Give back, word for word, only the lines from the opening of the records through the one with "const ORANGE = '#f7931e'". Pictures stay out.

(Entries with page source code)

★ ★ ★ ★ ★

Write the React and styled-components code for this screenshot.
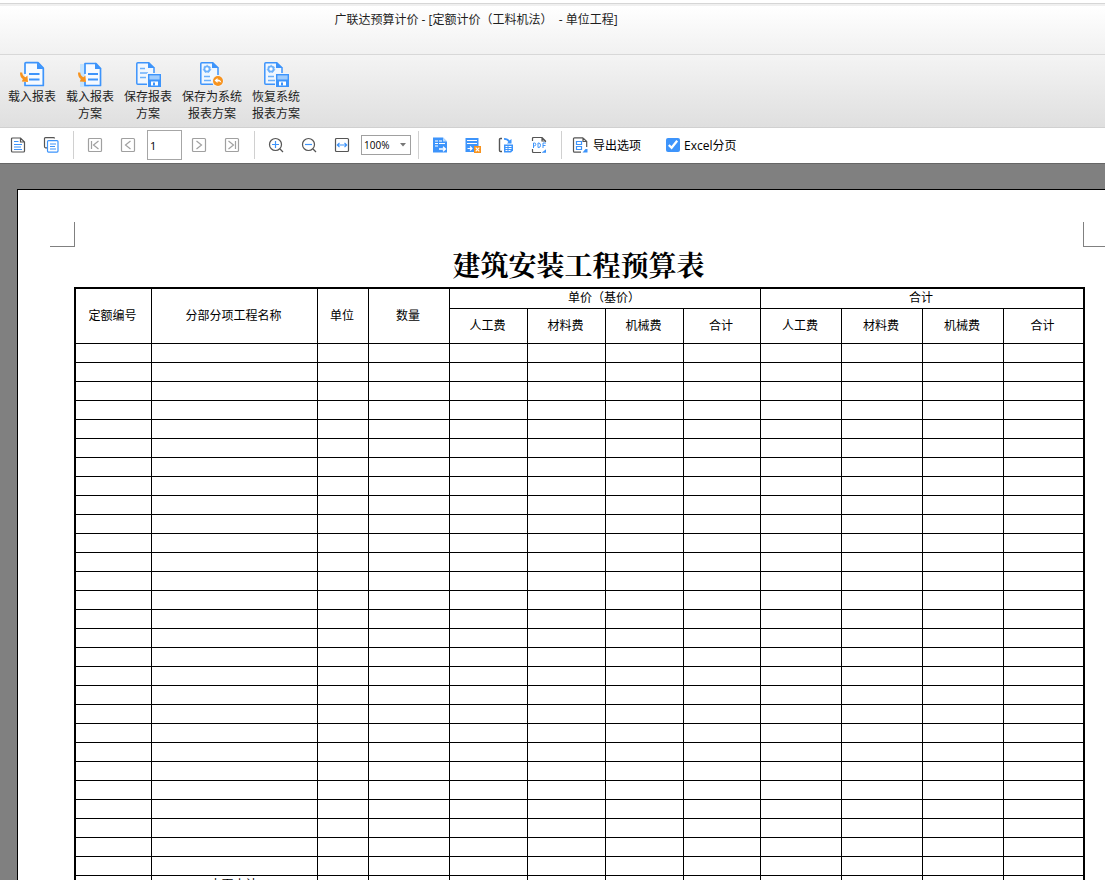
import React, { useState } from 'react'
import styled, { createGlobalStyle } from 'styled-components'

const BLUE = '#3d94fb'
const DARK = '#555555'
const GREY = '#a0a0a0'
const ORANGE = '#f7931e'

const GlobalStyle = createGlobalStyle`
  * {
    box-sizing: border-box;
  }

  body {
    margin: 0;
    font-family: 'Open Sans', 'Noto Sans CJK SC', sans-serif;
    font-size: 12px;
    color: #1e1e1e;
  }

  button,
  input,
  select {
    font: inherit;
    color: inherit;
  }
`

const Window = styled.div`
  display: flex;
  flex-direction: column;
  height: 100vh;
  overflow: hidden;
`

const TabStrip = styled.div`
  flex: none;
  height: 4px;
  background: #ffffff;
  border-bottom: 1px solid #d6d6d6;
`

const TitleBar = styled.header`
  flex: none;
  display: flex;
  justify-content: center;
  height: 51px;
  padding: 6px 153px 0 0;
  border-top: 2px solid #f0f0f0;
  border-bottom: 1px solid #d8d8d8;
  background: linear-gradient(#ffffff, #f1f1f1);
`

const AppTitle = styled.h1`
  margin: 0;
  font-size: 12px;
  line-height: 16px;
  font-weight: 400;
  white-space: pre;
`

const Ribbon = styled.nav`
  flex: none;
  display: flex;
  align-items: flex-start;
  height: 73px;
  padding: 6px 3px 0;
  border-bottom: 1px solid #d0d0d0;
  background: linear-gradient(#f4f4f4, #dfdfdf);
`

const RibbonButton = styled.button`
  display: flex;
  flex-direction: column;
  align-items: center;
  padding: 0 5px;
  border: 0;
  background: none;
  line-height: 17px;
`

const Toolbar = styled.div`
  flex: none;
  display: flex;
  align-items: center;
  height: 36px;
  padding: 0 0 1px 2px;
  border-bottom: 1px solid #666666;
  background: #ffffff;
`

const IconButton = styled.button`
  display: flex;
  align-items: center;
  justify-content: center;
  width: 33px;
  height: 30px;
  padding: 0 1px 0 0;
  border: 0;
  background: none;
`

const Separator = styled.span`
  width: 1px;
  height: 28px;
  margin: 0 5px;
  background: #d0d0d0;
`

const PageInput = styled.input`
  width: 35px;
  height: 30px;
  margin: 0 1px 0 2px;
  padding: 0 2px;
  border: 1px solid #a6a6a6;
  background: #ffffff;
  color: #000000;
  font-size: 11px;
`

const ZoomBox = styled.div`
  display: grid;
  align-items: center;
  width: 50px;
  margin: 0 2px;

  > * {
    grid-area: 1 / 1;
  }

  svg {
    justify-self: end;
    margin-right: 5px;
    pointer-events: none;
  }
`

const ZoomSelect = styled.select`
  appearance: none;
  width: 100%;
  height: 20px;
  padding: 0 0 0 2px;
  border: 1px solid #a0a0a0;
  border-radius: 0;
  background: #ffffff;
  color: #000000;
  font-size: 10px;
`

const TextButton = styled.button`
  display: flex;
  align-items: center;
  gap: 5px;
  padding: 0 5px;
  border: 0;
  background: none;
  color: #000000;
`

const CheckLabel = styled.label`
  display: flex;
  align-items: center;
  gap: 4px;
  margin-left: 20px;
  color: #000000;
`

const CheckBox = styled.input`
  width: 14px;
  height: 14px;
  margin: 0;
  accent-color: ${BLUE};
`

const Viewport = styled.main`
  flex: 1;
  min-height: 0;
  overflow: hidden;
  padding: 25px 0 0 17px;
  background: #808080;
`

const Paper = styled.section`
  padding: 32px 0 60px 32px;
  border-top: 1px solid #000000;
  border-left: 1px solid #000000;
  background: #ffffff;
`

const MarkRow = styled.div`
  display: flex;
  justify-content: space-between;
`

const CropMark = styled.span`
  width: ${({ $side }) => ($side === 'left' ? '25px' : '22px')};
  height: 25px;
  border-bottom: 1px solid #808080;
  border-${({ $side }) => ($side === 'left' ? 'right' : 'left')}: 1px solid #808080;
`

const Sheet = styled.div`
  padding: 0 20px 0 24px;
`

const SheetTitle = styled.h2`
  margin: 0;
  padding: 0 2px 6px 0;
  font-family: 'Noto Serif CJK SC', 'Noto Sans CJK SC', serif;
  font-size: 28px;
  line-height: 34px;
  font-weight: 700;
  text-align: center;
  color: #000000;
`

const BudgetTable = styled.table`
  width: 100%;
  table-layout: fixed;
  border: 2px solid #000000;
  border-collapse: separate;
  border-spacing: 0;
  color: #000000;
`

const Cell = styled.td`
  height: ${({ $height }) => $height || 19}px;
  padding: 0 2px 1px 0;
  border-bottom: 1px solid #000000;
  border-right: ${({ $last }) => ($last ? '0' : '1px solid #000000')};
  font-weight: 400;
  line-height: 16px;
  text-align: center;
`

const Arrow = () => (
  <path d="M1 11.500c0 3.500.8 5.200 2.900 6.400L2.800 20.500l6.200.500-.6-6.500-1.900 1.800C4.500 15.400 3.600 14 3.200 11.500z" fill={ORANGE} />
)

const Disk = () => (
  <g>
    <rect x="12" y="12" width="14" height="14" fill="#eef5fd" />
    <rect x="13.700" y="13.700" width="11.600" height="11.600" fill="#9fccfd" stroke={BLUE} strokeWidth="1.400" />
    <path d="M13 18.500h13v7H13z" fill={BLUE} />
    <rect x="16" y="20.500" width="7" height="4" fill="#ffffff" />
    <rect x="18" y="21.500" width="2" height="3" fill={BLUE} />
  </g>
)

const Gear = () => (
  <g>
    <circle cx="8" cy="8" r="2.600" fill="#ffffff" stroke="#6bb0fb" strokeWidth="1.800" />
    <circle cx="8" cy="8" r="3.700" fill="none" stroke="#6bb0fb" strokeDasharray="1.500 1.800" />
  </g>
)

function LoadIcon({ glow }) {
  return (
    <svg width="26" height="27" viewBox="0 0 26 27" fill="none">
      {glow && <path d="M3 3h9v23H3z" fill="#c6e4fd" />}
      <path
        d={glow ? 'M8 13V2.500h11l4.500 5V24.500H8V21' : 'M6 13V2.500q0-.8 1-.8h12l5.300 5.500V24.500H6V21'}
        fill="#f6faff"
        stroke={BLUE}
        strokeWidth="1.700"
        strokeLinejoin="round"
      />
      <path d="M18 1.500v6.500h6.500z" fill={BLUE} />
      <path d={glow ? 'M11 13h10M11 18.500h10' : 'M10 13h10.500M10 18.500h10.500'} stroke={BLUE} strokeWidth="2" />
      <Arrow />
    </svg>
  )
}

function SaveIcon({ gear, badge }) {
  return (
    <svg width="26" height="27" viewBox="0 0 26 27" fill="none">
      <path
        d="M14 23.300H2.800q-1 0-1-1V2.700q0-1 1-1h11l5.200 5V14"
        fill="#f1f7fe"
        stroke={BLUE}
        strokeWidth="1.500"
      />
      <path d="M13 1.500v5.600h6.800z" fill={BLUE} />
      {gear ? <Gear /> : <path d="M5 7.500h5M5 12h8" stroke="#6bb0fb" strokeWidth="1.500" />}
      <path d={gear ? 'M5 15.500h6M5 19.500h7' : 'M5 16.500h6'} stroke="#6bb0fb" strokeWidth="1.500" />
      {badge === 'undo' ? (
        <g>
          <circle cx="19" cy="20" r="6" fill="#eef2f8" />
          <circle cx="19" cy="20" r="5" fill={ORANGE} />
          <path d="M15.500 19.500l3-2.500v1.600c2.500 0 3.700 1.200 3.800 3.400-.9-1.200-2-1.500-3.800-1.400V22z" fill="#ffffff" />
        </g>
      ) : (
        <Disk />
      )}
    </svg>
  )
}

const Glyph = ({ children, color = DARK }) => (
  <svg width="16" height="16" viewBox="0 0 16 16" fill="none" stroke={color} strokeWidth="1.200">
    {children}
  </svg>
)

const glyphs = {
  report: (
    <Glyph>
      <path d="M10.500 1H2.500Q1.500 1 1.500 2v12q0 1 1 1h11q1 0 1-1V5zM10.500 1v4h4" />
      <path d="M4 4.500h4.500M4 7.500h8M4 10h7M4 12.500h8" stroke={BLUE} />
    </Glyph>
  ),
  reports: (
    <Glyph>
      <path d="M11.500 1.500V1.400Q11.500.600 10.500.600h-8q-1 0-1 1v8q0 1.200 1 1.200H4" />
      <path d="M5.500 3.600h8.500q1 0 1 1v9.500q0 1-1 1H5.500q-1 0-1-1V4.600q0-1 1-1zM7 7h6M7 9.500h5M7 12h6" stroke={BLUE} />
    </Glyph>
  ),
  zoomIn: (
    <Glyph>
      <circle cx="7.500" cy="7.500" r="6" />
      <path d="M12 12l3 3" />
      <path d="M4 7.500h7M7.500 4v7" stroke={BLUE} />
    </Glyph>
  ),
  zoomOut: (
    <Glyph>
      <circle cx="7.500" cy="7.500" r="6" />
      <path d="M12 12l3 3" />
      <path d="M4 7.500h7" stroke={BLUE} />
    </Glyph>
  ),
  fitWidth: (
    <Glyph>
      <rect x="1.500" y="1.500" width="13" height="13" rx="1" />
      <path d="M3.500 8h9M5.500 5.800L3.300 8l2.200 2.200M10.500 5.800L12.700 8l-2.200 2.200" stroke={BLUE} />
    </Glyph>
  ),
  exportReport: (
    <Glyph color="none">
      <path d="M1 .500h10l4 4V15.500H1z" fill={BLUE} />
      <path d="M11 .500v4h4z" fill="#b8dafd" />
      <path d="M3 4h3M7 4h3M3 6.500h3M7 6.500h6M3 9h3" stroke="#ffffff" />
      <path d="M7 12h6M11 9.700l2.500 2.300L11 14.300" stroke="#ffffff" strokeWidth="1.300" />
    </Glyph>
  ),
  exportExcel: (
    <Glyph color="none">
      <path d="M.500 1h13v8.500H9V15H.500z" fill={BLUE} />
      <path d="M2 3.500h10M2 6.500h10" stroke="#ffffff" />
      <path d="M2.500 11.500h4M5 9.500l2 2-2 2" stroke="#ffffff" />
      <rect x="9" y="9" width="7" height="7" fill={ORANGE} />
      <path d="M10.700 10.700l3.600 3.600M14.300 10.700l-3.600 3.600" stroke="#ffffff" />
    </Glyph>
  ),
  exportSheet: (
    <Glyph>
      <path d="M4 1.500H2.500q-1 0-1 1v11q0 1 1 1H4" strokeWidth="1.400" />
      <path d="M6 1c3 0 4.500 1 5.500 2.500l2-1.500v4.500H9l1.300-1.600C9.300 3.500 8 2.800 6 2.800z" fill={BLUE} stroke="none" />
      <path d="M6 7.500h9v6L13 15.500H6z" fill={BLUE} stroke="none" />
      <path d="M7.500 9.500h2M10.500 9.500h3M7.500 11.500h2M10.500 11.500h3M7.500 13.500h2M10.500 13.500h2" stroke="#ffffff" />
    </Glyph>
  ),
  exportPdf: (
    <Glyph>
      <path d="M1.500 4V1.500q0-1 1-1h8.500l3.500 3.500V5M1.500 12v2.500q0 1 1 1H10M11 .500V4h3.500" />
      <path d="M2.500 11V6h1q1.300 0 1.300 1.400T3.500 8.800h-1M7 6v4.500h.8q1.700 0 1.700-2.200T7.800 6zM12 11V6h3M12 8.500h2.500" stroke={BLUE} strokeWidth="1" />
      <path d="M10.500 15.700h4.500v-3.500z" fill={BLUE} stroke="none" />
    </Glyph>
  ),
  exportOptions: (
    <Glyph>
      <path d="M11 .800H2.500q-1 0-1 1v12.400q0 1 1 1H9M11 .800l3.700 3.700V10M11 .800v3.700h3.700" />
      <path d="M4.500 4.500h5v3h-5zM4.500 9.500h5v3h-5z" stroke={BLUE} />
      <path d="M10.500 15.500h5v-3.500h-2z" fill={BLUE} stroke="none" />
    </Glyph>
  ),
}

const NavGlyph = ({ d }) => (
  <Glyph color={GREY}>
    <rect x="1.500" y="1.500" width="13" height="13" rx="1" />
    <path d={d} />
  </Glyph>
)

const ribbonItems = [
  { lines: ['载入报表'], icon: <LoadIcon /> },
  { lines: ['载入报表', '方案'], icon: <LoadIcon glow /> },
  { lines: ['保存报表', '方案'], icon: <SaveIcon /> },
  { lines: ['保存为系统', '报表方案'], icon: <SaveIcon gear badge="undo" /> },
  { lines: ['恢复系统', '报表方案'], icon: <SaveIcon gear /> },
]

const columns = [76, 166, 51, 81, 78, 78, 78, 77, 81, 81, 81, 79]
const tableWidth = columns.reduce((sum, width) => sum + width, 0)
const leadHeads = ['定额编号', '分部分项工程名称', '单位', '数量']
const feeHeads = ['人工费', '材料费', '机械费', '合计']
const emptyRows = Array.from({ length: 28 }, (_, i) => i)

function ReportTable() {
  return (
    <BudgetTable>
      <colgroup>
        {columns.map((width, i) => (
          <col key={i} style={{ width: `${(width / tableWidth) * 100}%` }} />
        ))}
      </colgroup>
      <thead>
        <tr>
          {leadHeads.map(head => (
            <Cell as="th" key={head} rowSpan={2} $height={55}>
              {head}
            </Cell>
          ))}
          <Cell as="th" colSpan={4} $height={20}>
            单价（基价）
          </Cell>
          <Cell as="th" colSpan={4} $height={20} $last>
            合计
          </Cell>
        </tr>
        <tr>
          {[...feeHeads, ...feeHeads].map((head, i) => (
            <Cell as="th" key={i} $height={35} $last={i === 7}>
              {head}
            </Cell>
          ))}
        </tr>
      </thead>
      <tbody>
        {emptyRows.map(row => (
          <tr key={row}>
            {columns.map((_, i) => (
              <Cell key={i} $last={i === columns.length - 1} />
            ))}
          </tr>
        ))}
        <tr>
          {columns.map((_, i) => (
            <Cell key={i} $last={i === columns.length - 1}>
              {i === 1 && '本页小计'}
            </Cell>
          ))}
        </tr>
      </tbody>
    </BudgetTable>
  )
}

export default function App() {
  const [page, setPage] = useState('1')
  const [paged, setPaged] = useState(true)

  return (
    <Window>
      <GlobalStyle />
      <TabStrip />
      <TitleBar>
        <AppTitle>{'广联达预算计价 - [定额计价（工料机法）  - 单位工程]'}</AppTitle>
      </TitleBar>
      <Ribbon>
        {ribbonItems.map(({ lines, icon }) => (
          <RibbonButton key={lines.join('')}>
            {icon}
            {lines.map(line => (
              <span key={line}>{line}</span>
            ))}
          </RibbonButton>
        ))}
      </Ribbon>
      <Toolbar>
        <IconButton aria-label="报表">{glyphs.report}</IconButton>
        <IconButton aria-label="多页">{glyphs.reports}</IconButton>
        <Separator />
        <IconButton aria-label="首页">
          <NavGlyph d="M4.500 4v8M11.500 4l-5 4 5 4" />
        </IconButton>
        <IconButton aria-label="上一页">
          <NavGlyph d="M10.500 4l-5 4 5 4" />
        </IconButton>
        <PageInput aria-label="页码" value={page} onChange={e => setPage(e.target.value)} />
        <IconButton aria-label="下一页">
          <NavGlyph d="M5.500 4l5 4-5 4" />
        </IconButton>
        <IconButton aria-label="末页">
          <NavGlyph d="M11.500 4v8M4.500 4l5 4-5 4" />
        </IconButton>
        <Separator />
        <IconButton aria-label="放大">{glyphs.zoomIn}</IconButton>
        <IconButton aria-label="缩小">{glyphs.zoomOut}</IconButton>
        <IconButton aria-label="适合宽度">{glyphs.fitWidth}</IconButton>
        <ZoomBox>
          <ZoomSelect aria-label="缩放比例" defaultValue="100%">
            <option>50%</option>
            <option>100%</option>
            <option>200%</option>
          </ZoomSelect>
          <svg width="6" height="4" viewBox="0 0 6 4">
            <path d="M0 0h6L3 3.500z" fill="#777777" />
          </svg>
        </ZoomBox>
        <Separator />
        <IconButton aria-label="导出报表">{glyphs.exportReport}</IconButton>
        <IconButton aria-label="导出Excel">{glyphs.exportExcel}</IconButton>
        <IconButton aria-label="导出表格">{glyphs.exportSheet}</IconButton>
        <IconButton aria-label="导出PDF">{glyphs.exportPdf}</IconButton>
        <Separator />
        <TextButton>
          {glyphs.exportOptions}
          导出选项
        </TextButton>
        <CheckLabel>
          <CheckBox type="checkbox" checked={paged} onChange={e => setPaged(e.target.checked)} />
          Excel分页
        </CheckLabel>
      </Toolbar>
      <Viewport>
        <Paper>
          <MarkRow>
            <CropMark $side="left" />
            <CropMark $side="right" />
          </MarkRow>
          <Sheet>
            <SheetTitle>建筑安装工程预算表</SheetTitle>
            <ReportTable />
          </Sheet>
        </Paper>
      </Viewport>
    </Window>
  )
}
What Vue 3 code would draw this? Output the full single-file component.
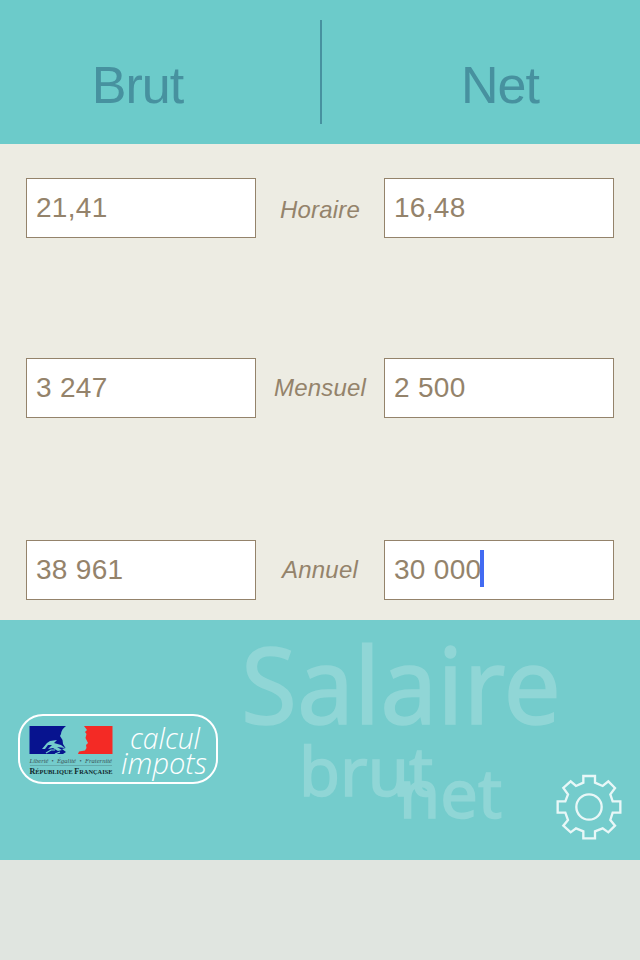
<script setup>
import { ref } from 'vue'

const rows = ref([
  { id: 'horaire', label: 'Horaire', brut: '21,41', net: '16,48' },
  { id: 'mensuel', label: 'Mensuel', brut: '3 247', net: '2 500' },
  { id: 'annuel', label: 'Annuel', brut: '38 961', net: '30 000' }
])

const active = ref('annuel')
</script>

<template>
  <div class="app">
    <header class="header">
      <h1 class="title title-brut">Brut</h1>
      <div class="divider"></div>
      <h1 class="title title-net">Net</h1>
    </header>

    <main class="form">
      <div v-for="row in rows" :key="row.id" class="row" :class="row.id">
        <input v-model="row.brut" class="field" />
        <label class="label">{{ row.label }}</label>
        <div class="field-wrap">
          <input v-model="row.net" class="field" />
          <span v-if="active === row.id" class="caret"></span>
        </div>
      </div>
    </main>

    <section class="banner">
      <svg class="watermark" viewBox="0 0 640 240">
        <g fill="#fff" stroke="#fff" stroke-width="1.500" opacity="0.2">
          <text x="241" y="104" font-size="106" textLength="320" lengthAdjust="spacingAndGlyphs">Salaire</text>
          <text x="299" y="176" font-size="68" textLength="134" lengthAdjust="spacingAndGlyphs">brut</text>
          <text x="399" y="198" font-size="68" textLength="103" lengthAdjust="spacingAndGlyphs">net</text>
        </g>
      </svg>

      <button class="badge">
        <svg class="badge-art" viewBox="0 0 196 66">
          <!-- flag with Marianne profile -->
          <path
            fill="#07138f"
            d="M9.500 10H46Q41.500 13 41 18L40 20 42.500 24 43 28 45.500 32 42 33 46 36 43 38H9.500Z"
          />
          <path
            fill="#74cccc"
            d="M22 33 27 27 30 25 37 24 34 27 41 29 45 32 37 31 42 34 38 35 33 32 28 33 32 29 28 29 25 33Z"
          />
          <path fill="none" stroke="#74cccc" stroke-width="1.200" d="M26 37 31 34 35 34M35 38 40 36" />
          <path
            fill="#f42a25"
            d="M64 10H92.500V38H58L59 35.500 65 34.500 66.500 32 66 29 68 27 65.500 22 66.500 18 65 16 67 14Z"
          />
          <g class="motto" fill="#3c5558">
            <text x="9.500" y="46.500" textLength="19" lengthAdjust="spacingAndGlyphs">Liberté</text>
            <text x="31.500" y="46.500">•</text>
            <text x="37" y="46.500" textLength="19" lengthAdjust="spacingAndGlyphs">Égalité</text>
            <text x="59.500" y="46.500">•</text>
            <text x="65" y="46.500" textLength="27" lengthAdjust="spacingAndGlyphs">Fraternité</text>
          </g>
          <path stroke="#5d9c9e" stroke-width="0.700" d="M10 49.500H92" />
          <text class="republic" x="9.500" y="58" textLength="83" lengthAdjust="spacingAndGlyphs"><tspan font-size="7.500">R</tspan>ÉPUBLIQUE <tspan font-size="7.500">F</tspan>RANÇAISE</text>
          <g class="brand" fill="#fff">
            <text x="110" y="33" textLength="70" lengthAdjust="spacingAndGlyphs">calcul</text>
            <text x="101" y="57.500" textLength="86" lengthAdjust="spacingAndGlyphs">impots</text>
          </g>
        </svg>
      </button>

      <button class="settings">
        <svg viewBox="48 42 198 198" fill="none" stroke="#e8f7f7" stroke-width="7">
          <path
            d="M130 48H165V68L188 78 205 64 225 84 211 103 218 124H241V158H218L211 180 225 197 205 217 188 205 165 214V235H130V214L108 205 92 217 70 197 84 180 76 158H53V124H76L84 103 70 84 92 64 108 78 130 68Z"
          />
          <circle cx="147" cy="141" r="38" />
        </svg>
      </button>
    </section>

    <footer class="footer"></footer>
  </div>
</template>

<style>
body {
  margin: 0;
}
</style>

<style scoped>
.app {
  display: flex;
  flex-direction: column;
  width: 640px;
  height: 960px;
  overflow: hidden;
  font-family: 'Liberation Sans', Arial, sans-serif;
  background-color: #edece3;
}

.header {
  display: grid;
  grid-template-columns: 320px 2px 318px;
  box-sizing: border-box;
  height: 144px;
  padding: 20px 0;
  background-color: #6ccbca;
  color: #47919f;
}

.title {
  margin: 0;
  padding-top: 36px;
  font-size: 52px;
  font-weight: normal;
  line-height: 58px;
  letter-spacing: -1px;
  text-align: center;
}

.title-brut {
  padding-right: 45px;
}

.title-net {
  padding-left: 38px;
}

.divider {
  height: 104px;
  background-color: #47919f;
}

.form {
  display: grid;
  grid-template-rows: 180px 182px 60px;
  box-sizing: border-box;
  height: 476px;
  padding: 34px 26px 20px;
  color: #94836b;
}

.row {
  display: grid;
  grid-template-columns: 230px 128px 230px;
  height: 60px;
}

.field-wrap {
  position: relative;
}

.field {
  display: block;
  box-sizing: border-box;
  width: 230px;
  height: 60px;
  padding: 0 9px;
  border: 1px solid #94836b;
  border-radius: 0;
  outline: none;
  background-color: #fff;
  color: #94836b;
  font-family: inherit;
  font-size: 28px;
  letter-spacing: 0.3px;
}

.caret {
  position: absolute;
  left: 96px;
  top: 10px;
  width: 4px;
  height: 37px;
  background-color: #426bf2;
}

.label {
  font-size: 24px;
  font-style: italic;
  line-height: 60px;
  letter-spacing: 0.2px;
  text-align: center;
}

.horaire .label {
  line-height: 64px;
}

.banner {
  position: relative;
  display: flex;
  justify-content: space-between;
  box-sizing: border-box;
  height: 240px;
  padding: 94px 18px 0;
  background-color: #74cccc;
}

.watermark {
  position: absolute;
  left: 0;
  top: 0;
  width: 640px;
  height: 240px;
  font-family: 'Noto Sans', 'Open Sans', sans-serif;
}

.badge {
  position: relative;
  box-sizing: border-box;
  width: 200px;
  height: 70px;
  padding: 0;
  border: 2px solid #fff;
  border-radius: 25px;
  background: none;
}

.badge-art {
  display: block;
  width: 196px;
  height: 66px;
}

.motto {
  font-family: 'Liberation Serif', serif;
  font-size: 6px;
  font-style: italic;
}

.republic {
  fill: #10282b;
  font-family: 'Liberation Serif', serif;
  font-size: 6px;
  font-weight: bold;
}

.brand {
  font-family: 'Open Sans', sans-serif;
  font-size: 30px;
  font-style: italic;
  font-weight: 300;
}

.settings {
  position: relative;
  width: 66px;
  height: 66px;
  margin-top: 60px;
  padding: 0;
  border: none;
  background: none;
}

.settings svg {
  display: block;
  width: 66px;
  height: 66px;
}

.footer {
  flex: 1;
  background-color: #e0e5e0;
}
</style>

★ ★ ★ ★ ★

■ **Completed exercise**:
Write the React and styled-components code for this screenshot.
import React, { useState } from 'react'
import styled, { createGlobalStyle } from 'styled-components'

const BLUE = '#3d94fb'
const DARK = '#555555'
const GREY = '#a0a0a0'
const ORANGE = '#f7931e'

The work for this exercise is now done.